Friday, Nov. 08, 1968
The Electoral Mechanics
BY the terms of the now antiquated Twelfth Amendment (passed in 1804), the slates of electors chosen in this week's national voting will meet in their various state capitals on Dec. 16 to cast ballots for President and Vice President of the U.S. Each state has a number of electoral votes equal to its total number of Senators and Representatives in Congress. Thus New York, for example, with 41 Representatives and two Senators, has 43 electoral votes. The District of Columbia lacks congressional representation but has three electoral votes by virtue of the 23rd Amendment, ratified in 1961.
The electors, usually party regulars selected in state conventions well before the November election, are committed by tradition in most states to vote for their party's candidate. However, the electors are generally free to vote for anyone who meets the constitutional requirements of age, residence and citizenship. In 1960, for example, one Republican elector from Oklahoma voted for Virginia's Senator Harry F. Byrd.
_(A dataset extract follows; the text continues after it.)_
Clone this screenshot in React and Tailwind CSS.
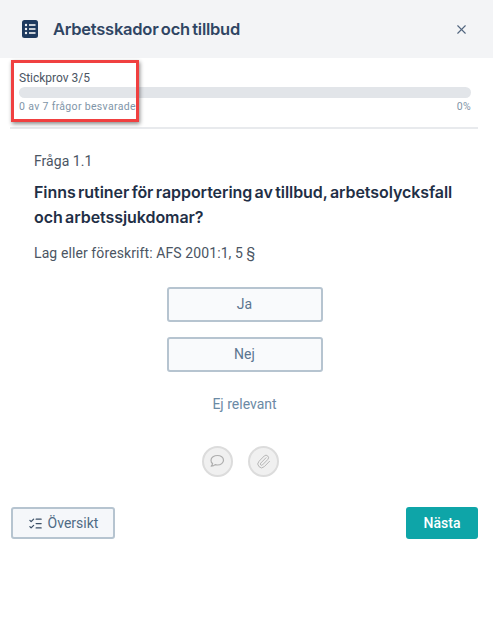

Having cast ballots for President and Vice President, the state's electors sign and certify their tally and send it, sealed, to the President of the U.S. Senate. There, on Jan. 6, in the presence of both the House and the Senate, the nation's electoral vote is ritualistically counted in what must rank as the greatest anticlimax in American politics.
If none of the candidates receives a majority of the electoral votes, the House, with each state's delegation allotted one vote, immediately begins balloting to choose a President from among the three who scored highest in the electoral count. The Senate, meantime, withdraws to select a Vice President from between the two who scored highest for that post in the electoral vote.